_Work required:_ Transcribe all of the material exactly, except for its pictures.

########

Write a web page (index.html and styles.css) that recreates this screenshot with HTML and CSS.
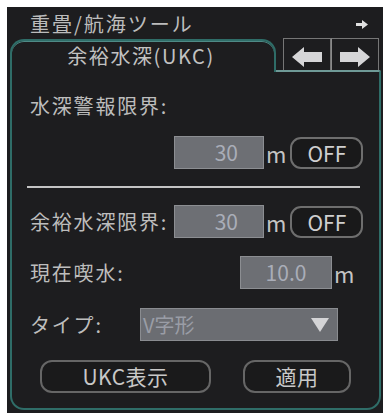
FILE: index.html
```html
<!DOCTYPE html>
<html lang="ja">
<head>
<meta charset="utf-8">
<link rel="stylesheet" href="styles.css">
</head>
<body>
<div class="window">
  <div class="header">
    <span class="title">重畳/航海ツール</span>
    <svg class="hdr-arrow" width="12" height="9" viewBox="0 0 12 9"><polygon points="0,3 6,3 6,0 12,4.5 6,9 6,6 0,6" fill="#e0e0e0"/></svg>
  </div>
  <div class="tabrow">
    <div class="tab">余裕水深(UKC)</div>
    <div class="tabrest">
      <div class="arrows">
        <div class="abtn"><svg width="30" height="20" viewBox="0 0 30 20"><polygon points="0,10 12,0 12,5 30,5 30,15 12,15 12,20" fill="#d6d6d8"/></svg></div>
        <div class="abtn"><svg width="30" height="20" viewBox="0 0 30 20"><polygon points="30,10 18,0 18,5 0,5 0,15 18,15 18,20" fill="#d6d6d8"/></svg></div>
      </div>
      <div class="tabedge"></div>
    </div>
  </div>
  <div class="panel">
    <div class="label solo">水深警報限界:</div>
    <div class="row r1">
      <div class="spacer"></div>
      <div class="field w90">30</div>
      <span class="unit">m</span>
      <div class="off">OFF</div>
    </div>
    <div class="sep"></div>
    <div class="row r2">
      <div class="label l144">余裕水深限界:</div>
      <div class="field w90">30</div>
      <span class="unit">m</span>
      <div class="off">OFF</div>
    </div>
    <div class="row r3">
      <div class="label l210">現在喫水:</div>
      <div class="field w92 center">10.0</div>
      <span class="unit">m</span>
    </div>
    <div class="row r4">
      <div class="label l110">タイプ:</div>
      <div class="select">
        <span class="seltext">V字形</span>
        <svg width="18" height="14" viewBox="0 0 18 14"><polygon points="0,0 18,0 9,14" fill="#d4d4d6"/></svg>
      </div>
    </div>
    <div class="row r5">
      <div class="btn ukc">UKC表示</div>
      <div class="btn apply">適用</div>
    </div>
  </div>
</div>
</body>
</html>
```
FILE: styles.css
```css
html, body {
  margin: 0;
  padding: 0;
  background: #ffffff;
}
body {
  font-family: "Noto Sans CJK JP", "Noto Sans", sans-serif;
  color: #bdbdbd;
}
.window {
  margin: 7px 0 0 7px;
  width: 376px;
  height: 406px;
  background: #1d1d1f;
  box-sizing: border-box;
  padding-top: 2px;
}
.header {
  height: 29px;
  display: flex;
  align-items: center;
  justify-content: space-between;
  padding: 0 15px 0 23px;
}
.title {
  font-size: 20px;
  letter-spacing: 2px;
  line-height: 24px;
  color: #bcbcbc;
}
.hdr-arrow {
  margin-top: 2px;
}
.tabrow {
  display: flex;
  height: 34px;
  margin: 0 2px 0 3px;
}
.tab {
  width: 266px;
  box-sizing: border-box;
  margin-top: 1px;
  border: 2px solid #2f6d68;
  border-bottom: none;
  border-radius: 14px 14px 0 0;
  box-shadow: inset 0 1px 0 #4f8a86;
  text-align: center;
  font-size: 20px;
  letter-spacing: 1.6px;
  line-height: 30px;
  color: #c2c2c2;
  padding-right: 4px;
}
.tabrest {
  flex: 1;
  display: flex;
  flex-direction: column;
}
.arrows {
  display: flex;
  padding-left: 7px;
  height: 32px;
}
.abtn {
  width: 48px;
  box-sizing: border-box;
  border: 1px solid #767676;
  border-bottom: none;
  display: flex;
  align-items: center;
  justify-content: center;
  padding-top: 4px;
}
.abtn + .abtn {
  border-left: 1px solid #8a8a8a;
}
.tabedge {
  flex: 1;
  border-top: 2px solid #6f9a97;
  border-right: 2px solid #2f6d68;
  border-top-right-radius: 5px;
}
.panel {
  margin: 0 2px 0 3px;
  height: 338px;
  box-sizing: border-box;
  border: 2px solid #2f6d68;
  border-top: none;
  border-radius: 0 0 14px 14px;
  padding: 22px 15px 0 18px;
}
.label {
  font-size: 20px;
  letter-spacing: 1.8px;
  line-height: 24px;
  color: #bdbdbd;
  white-space: nowrap;
}
.row {
  display: flex;
  align-items: center;
  height: 33px;
}
.r1 { margin-top: 18px; }
.r2 { margin-top: 17px; }
.r3 { margin-top: 18px; }
.r4 { margin-top: 19px; }
.r5 { margin-top: 19px; }
.spacer { width: 144px; }
.l144 { width: 144px; }
.l210 { width: 210px; }
.l110 { width: 110px; }
.field {
  height: 33px;
  box-sizing: border-box;
  background: #6d6f74;
  border: 1px solid #8c8e92;
  color: #a9adb8;
  font-size: 21px;
  line-height: 30px;
  text-align: right;
  padding-right: 25px;
}
.w90 { width: 90px; }
.w92 { width: 92px; }
.field.center {
  text-align: center;
  padding-right: 0;
}
.unit {
  font-size: 22px;
  color: #c4c4c4;
  margin-left: 2px;
  line-height: 24px;
}
.off {
  width: 73px;
  height: 32px;
  box-sizing: border-box;
  margin-left: 4px;
  border: 2px solid #6e6e6e;
  border-radius: 11px;
  background: #19191a;
  color: #cfcfcf;
  font-size: 21px;
  line-height: 28px;
  text-align: center;
}
.sep {
  margin: 17px 0 0 -3px;
  width: 333px;
  height: 2px;
  background: #c4c4c4;
}
.select {
  width: 198px;
  height: 33px;
  box-sizing: border-box;
  background: #6b6d72;
  border: 1px solid #8a8c90;
  display: flex;
  align-items: center;
  justify-content: space-between;
  padding: 0 8px 0 2px;
}
.seltext {
  font-size: 20px;
  color: #9a9da6;
  line-height: 28px;
}
.btn {
  height: 33px;
  box-sizing: border-box;
  border: 2px solid #666;
  border-radius: 12px;
  background: #1a1a1b;
  color: #c8c8c8;
  font-size: 21px;
  line-height: 29px;
  text-align: center;
  letter-spacing: 0.5px;
}
.ukc {
  width: 171px;
  margin-left: 10px;
}
.apply {
  width: 108px;
  margin-left: 32px;
}
```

########

_Worked answer:_
Write a web page (index.html and styles.css) that recreates this screenshot with HTML and CSS.
FILE: index.html
```html
<!DOCTYPE html>
<html lang="ja">
<head>
<meta charset="utf-8">
<link rel="stylesheet" href="styles.css">
</head>
<body>
<div class="window">
  <div class="header">
    <span class="title">重畳/航海ツール</span>
    <svg class="hdr-arrow" width="12" height="9" viewBox="0 0 12 9"><polygon points="0,3 6,3 6,0 12,4.5 6,9 6,6 0,6" fill="#e0e0e0"/></svg>
  </div>
  <div class="tabrow">
    <div class="tab">余裕水深(UKC)</div>
    <div class="tabrest">
      <div class="arrows">
        <div class="abtn"><svg width="30" height="20" viewBox="0 0 30 20"><polygon points="0,10 12,0 12,5 30,5 30,15 12,15 12,20" fill="#d6d6d8"/></svg></div>
        <div class="abtn"><svg width="30" height="20" viewBox="0 0 30 20"><polygon points="30,10 18,0 18,5 0,5 0,15 18,15 18,20" fill="#d6d6d8"/></svg></div>
      </div>
      <div class="tabedge"></div>
    </div>
  </div>
  <div class="panel">
    <div class="label solo">水深警報限界:</div>
    <div class="row r1">
      <div class="spacer"></div>
      <div class="field w90">30</div>
      <span class="unit">m</span>
      <div class="off">OFF</div>
    </div>
    <div class="sep"></div>
    <div class="row r2">
      <div class="label l144">余裕水深限界:</div>
      <div class="field w90">30</div>
      <span class="unit">m</span>
      <div class="off">OFF</div>
    </div>
    <div class="row r3">
      <div class="label l210">現在喫水:</div>
      <div class="field w92 center">10.0</div>
      <span class="unit">m</span>
    </div>
    <div class="row r4">
      <div class="label l110">タイプ:</div>
      <div class="select">
        <span class="seltext">V字形</span>
        <svg width="18" height="14" viewBox="0 0 18 14"><polygon points="0,0 18,0 9,14" fill="#d4d4d6"/></svg>
      </div>
    </div>
    <div class="row r5">
      <div class="btn ukc">UKC表示</div>
      <div class="btn apply">適用</div>
    </div>
  </div>
</div>
</body>
</html>
```
FILE: styles.css
```css
html, body {
  margin: 0;
  padding: 0;
  background: #ffffff;
}
body {
  font-family: "Noto Sans CJK JP", "Noto Sans", sans-serif;
  color: #bdbdbd;
}
.window {
  margin: 7px 0 0 7px;
  width: 376px;
  height: 406px;
  background: #1d1d1f;
  box-sizing: border-box;
  padding-top: 2px;
}
.header {
  height: 29px;
  display: flex;
  align-items: center;
  justify-content: space-between;
  padding: 0 15px 0 23px;
}
.title {
  font-size: 20px;
  letter-spacing: 2px;
  line-height: 24px;
  color: #bcbcbc;
}
.hdr-arrow {
  margin-top: 2px;
}
.tabrow {
  display: flex;
  height: 34px;
  margin: 0 2px 0 3px;
}
.tab {
  width: 266px;
  box-sizing: border-box;
  margin-top: 1px;
  border: 2px solid #2f6d68;
  border-bottom: none;
  border-radius: 14px 14px 0 0;
  box-shadow: inset 0 1px 0 #4f8a86;
  text-align: center;
  font-size: 20px;
  letter-spacing: 1.6px;
  line-height: 30px;
  color: #c2c2c2;
  padding-right: 4px;
}
.tabrest {
  flex: 1;
  display: flex;
  flex-direction: column;
}
.arrows {
  display: flex;
  padding-left: 7px;
  height: 32px;
}
.abtn {
  width: 48px;
  box-sizing: border-box;
  border: 1px solid #767676;
  border-bottom: none;
  display: flex;
  align-items: center;
  justify-content: center;
  padding-top: 4px;
}
.abtn + .abtn {
  border-left: 1px solid #8a8a8a;
}
.tabedge {
  flex: 1;
  border-top: 2px solid #6f9a97;
  border-right: 2px solid #2f6d68;
  border-top-right-radius: 5px;
}
.panel {
  margin: 0 2px 0 3px;
  height: 338px;
  box-sizing: border-box;
  border: 2px solid #2f6d68;
  border-top: none;
  border-radius: 0 0 14px 14px;
  padding: 22px 15px 0 18px;
}
.label {
  font-size: 20px;
  letter-spacing: 1.8px;
  line-height: 24px;
  color: #bdbdbd;
  white-space: nowrap;
}
.row {
  display: flex;
  align-items: center;
  height: 33px;
}
.r1 { margin-top: 18px; }
.r2 { margin-top: 17px; }
.r3 { margin-top: 18px; }
.r4 { margin-top: 19px; }
.r5 { margin-top: 19px; }
.spacer { width: 144px; }
.l144 { width: 144px; }
.l210 { width: 210px; }
.l110 { width: 110px; }
.field {
  height: 33px;
  box-sizing: border-box;
  background: #6d6f74;
  border: 1px solid #8c8e92;
  color: #a9adb8;
  font-size: 21px;
  line-height: 30px;
  text-align: right;
  padding-right: 25px;
}
.w90 { width: 90px; }
.w92 { width: 92px; }
.field.center {
  text-align: center;
  padding-right: 0;
}
.unit {
  font-size: 22px;
  color: #c4c4c4;
  margin-left: 2px;
  line-height: 24px;
}
.off {
  width: 73px;
  height: 32px;
  box-sizing: border-box;
  margin-left: 4px;
  border: 2px solid #6e6e6e;
  border-radius: 11px;
  background: #19191a;
  color: #cfcfcf;
  font-size: 21px;
  line-height: 28px;
  text-align: center;
}
.sep {
  margin: 17px 0 0 -3px;
  width: 333px;
  height: 2px;
  background: #c4c4c4;
}
.select {
  width: 198px;
  height: 33px;
  box-sizing: border-box;
  background: #6b6d72;
  border: 1px solid #8a8c90;
  display: flex;
  align-items: center;
  justify-content: space-between;
  padding: 0 8px 0 2px;
}
.seltext {
  font-size: 20px;
  color: #9a9da6;
  line-height: 28px;
}
.btn {
  height: 33px;
  box-sizing: border-box;
  border: 2px solid #666;
  border-radius: 12px;
  background: #1a1a1b;
  color: #c8c8c8;
  font-size: 21px;
  line-height: 29px;
  text-align: center;
  letter-spacing: 0.5px;
}
.ukc {
  width: 171px;
  margin-left: 10px;
}
.apply {
  width: 108px;
  margin-left: 32px;
}
```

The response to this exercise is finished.